The people who truly suffer from such corruption and instability are the most vulnerable of Brazil, the poor. But God is not caught unaware, nor is he ignoring their vulnerability. On the contrary, God has a long history of speaking against those who ignore those in need and use their power to benefit themselves.

The leaders in every country are charged with caring for the people, but when they do not, God takes up their cause. He will not be silent and he will defend those who are injured by the powerful.

The prophet Amos showed Israel’s corrupt leaders how their corruption would boomerang and ruin them. And he reminds them that justice will benefit them more than corruption ever could. Amos’s words apply not only to Rousseff or to Brazil’s politicians, but to leaders in every country, organization, and family. Leaders must protect and empower the weak in their care.

Amos 5:10-15

People hate this kind of talk.
Raw truth is never popular.
But here it is, bluntly spoken:
Because you run roughshod over the poor
and take the bread right out of their mouths,
You’re never going to move into
the luxury homes you have built.
You’re never going to drink wine
from the expensive vineyards you’ve planted.
I know precisely the extent of your violations,
the enormity of your sins. Appalling!
You bully right-living people,
taking bribes right and left and kicking the poor when they’re down.

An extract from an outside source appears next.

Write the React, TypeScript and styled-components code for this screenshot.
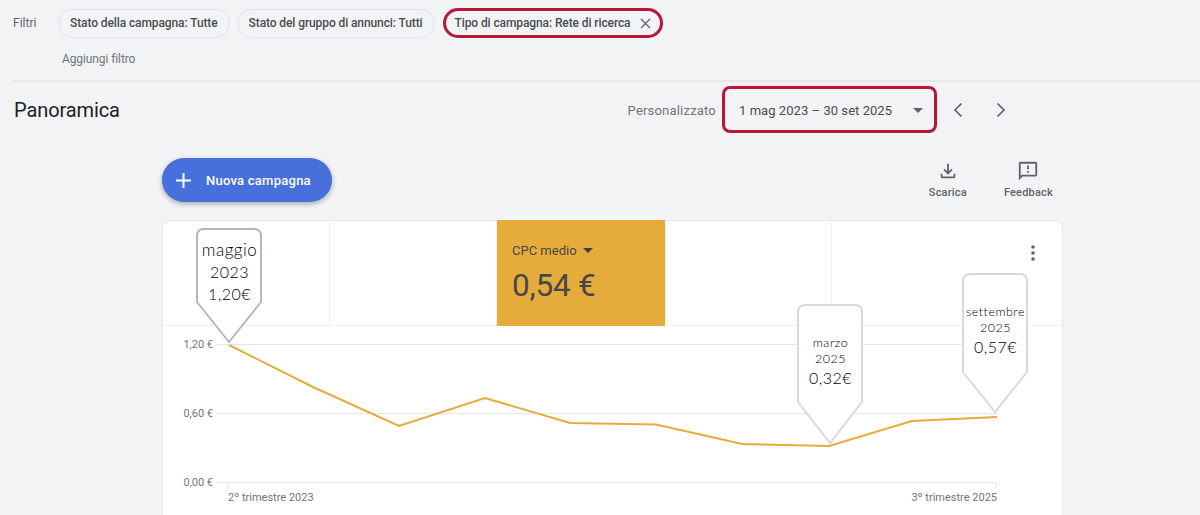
import React from "react";
import styled, { createGlobalStyle } from "styled-components";

const GlobalStyle = createGlobalStyle`
  html, body {
    margin: 0;
    height: 515px;
    overflow: hidden;
    background: #f1f3f5;
    font-family: Roboto, "Liberation Sans", sans-serif;
    color: #3c4043;
  }
`;

const Page = styled.div`
  width: 1200px;
  height: 515px;
  overflow: hidden;
`;

const FilterBar = styled.div`
  margin-left: 13px;
  padding-top: 8px;
  height: 72px;
  border-bottom: 2px solid #e6e8ea;
  box-sizing: content-box;
`;

const ChipRow = styled.div`
  display: flex;
  align-items: center;
  height: 30px;
`;

const FilterLabel = styled.span`
  width: 45px;
  font-size: 12px;
  color: #5f6368;
`;

const Chip = styled.div<{ $active?: boolean }>`
  display: flex;
  align-items: center;
  gap: ${(p) => (p.$active ? "10px" : "9px")};
  box-sizing: border-box;
  height: ${(p) => (p.$active ? "30px" : "29px")};
  margin-right: 7px;
  padding: 0 ${(p) => (p.$active ? "9px" : "11px")} 0 ${(p) => (p.$active ? "9px" : "11px")};
  border: ${(p) => (p.$active ? "3px solid #bb1537" : "1px solid #dfe1e5")};
  border-radius: 15px;
  font-size: 12px;
  font-weight: 500;
  letter-spacing: -0.1px;
  color: #4a4d51;
  white-space: nowrap;
  margin-left: ${(p) => (p.$active ? "1px" : "0")};
`;

const AddFilter = styled.div`
  margin: 14px 0 0 49px;
  font-size: 12px;
  letter-spacing: -0.1px;
  color: #70757a;
`;

const HeadRow = styled.div`
  display: flex;
  align-items: center;
  height: 50px;
  margin-top: 3px;
  padding-left: 14px;
`;

const Title = styled.h1`
  flex: 1;
  margin: 0;
  font-size: 20px;
  font-weight: 400;
  letter-spacing: -0.1px;
  color: #202124;
`;

const RangeLabel = styled.span`
  margin-right: 6px;
  font-size: 13px;
  letter-spacing: 0.2px;
  color: #70757a;
`;

const DateBox = styled.div`
  display: flex;
  align-items: center;
  justify-content: space-between;
  box-sizing: border-box;
  width: 215px;
  height: 47px;
  margin-bottom: 1px;
  padding: 1px 11px 0 14px;
  border: 3px solid #bb1537;
  border-radius: 8px;
  font-size: 13px;
  letter-spacing: 0.05px;
  color: #4a4d51;
`;

const Caret = styled.span<{ $dark?: boolean }>`
  display: inline-block;
  width: 0;
  height: 0;
  border-left: 5px solid transparent;
  border-right: 5px solid transparent;
  border-top: 5px solid ${(p) => (p.$dark ? "#3c4043" : "#5f6368")};
`;

const Pager = styled.div`
  display: flex;
  gap: 19px;
  width: 263px;
  padding-left: 9px;
  box-sizing: border-box;
  color: #5f6368;
`;

const PagerButton = styled.svg`
  width: 24px;
  height: 24px;
  fill: none;
  stroke: currentColor;
  stroke-width: 1.7;
`;

const Content = styled.div`
  width: 901px;
  margin-left: 162px;
`;

const Toolbar = styled.div`
  display: flex;
  align-items: flex-start;
  justify-content: space-between;
  height: 62px;
  margin-top: 23px;
`;

const NewButton = styled.button`
  display: flex;
  align-items: center;
  width: 170px;
  height: 44px;
  padding: 0 0 0 13px;
  border: 0;
  border-radius: 22px;
  background: #4870dc;
  box-shadow: 0 2px 5px rgba(60, 64, 67, 0.4);
  color: #fff;
  font-family: inherit;
  font-size: 13px;
  font-weight: 500;
  letter-spacing: 0.25px;
`;

const PlusIcon = styled.svg`
  width: 17px;
  height: 17px;
  margin-right: 14px;
  stroke: #fff;
  stroke-width: 2;
`;

const Actions = styled.div`
  display: flex;
  margin-top: 2px;
  margin-right: 10px;
  gap: 37px;
`;

const Action = styled.div`
  display: flex;
  flex-direction: column;
  align-items: center;
  font-size: 11px;
  font-weight: 500;
  letter-spacing: 0.2px;
  color: #5f6368;
`;

const ActionIcon = styled.svg`
  width: 22px;
  height: 22px;
  margin-bottom: 4px;
  fill: #5f6368;
`;

const Card = styled.div`
  position: relative;
  height: 320px;
  box-sizing: border-box;
  background: #fff;
  border: 1px solid #e6e8ea;
  border-radius: 8px;
`;

const Tiles = styled.div`
  display: grid;
  grid-template-columns: 167px 167px 168px 167px 1fr;
  height: 104px;
  border-bottom: 1px solid #eef0f1;
`;

const Tile = styled.div<{ $selected?: boolean }>`
  padding: 23px 15px 0;
  margin: ${(p) => (p.$selected ? "-1px 0 -1px" : "0")};
  border-right: 1px solid ${(p) => (p.$selected ? "transparent" : "#eceef0")};
  background: ${(p) => (p.$selected ? "#e5ac3b" : "transparent")};
  &:last-child {
    border-right: 0;
  }
`;

const TileName = styled.div`
  display: flex;
  align-items: center;
  gap: 6px;
  height: 14px;
  margin-bottom: 10px;
  font-size: 13px;
  color: #45474a;
`;

const TileValue = styled.div`
  font-size: 31.5px;
  line-height: 37px;
  letter-spacing: -0.2px;
  color: #45474a;
`;

const MenuIcon = styled.svg`
  position: absolute;
  top: 24px;
  right: 17px;
  width: 24px;
  height: 16px;
  fill: #5f6368;
`;

const Chart = styled.svg`
  display: block;
  width: 899px;
  height: 189px;
`;

const AxisText = styled.text`
  font-family: Roboto, "Liberation Sans", sans-serif;
  font-size: 11px;
  fill: #70757a;
`;

const Callout = styled.div<{ $x: number; $y: number; $h: number; $top: number }>`
  position: absolute;
  left: ${(p) => p.$x}px;
  top: ${(p) => p.$y}px;
  width: 67px;
  height: ${(p) => p.$h}px;
  padding-top: ${(p) => p.$top}px;
  box-sizing: border-box;
  text-align: center;
  font-family: Lato, "Noto Sans", sans-serif;
  font-weight: 300;
  letter-spacing: 0.5px;
  color: #000;
`;

const CalloutShape = styled.svg<{ $h: number }>`
  position: absolute;
  inset: 0;
  width: 67px;
  height: ${(p) => p.$h}px;
  overflow: visible;
`;

const CalloutLine = styled.div<{ $size: number; $lh: number }>`
  position: relative;
  font-size: ${(p) => p.$size}px;
  line-height: ${(p) => p.$lh}px;
`;

const points = "66,19 150,61 236,100 322,72 407,97 493,98.5 579,118 666,120 749,95 834,91";

type Tag = {
  x: number;
  y: number;
  h: number;
  shoulder: number;
  stroke: string;
  top: number;
  lines: [string, number, number][];
};

const tags: Tag[] = [
  {
    x: 33,
    y: 7,
    h: 115,
    shoulder: 74,
    stroke: "#b6b7bb",
    top: 11,
    lines: [
      ["maggio", 17, 22],
      ["2023", 16, 22],
      ["1,20€", 16, 21],
    ],
  },
  {
    x: 634,
    y: 83,
    h: 140,
    shoulder: 98,
    stroke: "#d9d9d9",
    top: 31,
    lines: [
      ["marzo", 12.5, 16],
      ["2025", 12.5, 16],
      ["0,32€", 16, 22],
    ],
  },
  {
    x: 799,
    y: 52,
    h: 140,
    shoulder: 99,
    stroke: "#d9d9d9",
    top: 31,
    lines: [
      ["settembre", 12.5, 16],
      ["2025", 12.5, 16],
      ["0,57€", 16, 22],
    ],
  },
];

function shapePath(h: number, shoulder: number) {
  return `M8 1 H58 Q65 1 65 8 V${shoulder} L33 ${h - 1} L1 ${shoulder} V8 Q1 1 8 1 Z`;
}

export default function App() {
  return (
    <Page>
      <GlobalStyle />
      <FilterBar>
        <ChipRow>
          <FilterLabel>Filtri</FilterLabel>
          <Chip>Stato della campagna: Tutte</Chip>
          <Chip>Stato del gruppo di annunci: Tutti</Chip>
          <Chip $active>
            Tipo di campagna: Rete di ricerca
            <svg width="11" height="11" viewBox="0 0 11 11" stroke="#5f6368" strokeWidth="1.3">
              <path d="M1 1l9 9M10 1l-9 9" />
            </svg>
          </Chip>
        </ChipRow>
        <AddFilter>Aggiungi filtro</AddFilter>
      </FilterBar>

      <HeadRow>
        <Title>Panoramica</Title>
        <RangeLabel>Personalizzato</RangeLabel>
        <DateBox>
          1 mag 2023 – 30 set 2025
          <Caret />
        </DateBox>
        <Pager>
          <PagerButton viewBox="0 0 24 24">
            <path d="M15.5 5.5L9 12l6.5 6.5" />
          </PagerButton>
          <PagerButton viewBox="0 0 24 24">
            <path d="M8.5 5.5L15 12l-6.5 6.5" />
          </PagerButton>
        </Pager>
      </HeadRow>

      <Content>
        <Toolbar>
          <NewButton>
            <PlusIcon viewBox="0 0 17 17">
              <path d="M8.5 1v15M1 8.5h15" />
            </PlusIcon>
            Nuova campagna
          </NewButton>
          <Actions>
            <Action>
              <ActionIcon viewBox="0 0 24 24">
                <path d="M18 15v3H6v-3H4v3c0 1.1.9 2 2 2h12c1.1 0 2-.9 2-2v-3h-2zm-1-4l-1.41-1.41L13 12.17V4h-2v8.17L8.41 9.59 7 11l5 5 5-5z" />
              </ActionIcon>
              Scarica
            </Action>
            <Action>
              <ActionIcon viewBox="0 0 24 24">
                <path d="M20 2H4c-1.1 0-2 .9-2 2v18l4-4h14c1.1 0 2-.9 2-2V4c0-1.1-.9-2-2-2zm0 14H5.17L4 17.17V4h16v12zM11 12h2v2h-2zm0-6h2v4h-2z" />
              </ActionIcon>
              Feedback
            </Action>
          </Actions>
        </Toolbar>

        <Card>
          <Tiles>
            <Tile />
            <Tile />
            <Tile $selected>
              <TileName>
                CPC medio
                <Caret $dark />
              </TileName>
              <TileValue>0,54 €</TileValue>
            </Tile>
            <Tile />
            <Tile />
          </Tiles>
          <MenuIcon viewBox="0 0 24 16">
            <circle cx="12" cy="2" r="1.8" />
            <circle cx="12" cy="8" r="1.8" />
            <circle cx="12" cy="14" r="1.8" />
          </MenuIcon>

          <Chart viewBox="0 0 899 189">
            <g stroke="#e4e6e8" strokeWidth="1">
              <path d="M54 18.5H834M54 87.5H834M54 156.5H834" />
              <path d="M65.5 157v5M833.5 157v5" />
            </g>
            <AxisText x="50" y="22" textAnchor="end">1,20 €</AxisText>
            <AxisText x="50" y="91" textAnchor="end">0,60 €</AxisText>
            <AxisText x="50" y="160" textAnchor="end">0,00 €</AxisText>
            <AxisText x="65" y="175">2º trimestre 2023</AxisText>
            <AxisText x="834" y="175" textAnchor="end">3º trimestre 2025</AxisText>
            <polyline points={points} fill="none" stroke="#e5ac3b" strokeWidth="2" />
          </Chart>

          {tags.map((t) => (
            <Callout key={t.x} $x={t.x} $y={t.y} $h={t.h} $top={t.top}>
              <CalloutShape $h={t.h} viewBox={`0 0 67 ${t.h}`}>
                <path d={shapePath(t.h, t.shoulder)} fill="#fff" stroke={t.stroke} strokeWidth="2" />
              </CalloutShape>
              {t.lines.map(([text, size, lh]) => (
                <CalloutLine key={text} $size={size} $lh={lh}>
                  {text}
                </CalloutLine>
              ))}
            </Callout>
          ))}
        </Card>
      </Content>
    </Page>
  );
}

Justice is a lost cause. Evil is epidemic.
Decent people throw up their hands.
Protest and rebuke are useless,
a waste of breath.

Seek good and not evil—
and live!
You talk about God, the God-of-the-Angel-Armies,
being your best friend.
Well, live like it,
and maybe it will happen.

Hate evil and love good,
then work it out in the public square.
Maybe God, the God-of-the-Angel-Armies,
will notice your remnant and be gracious.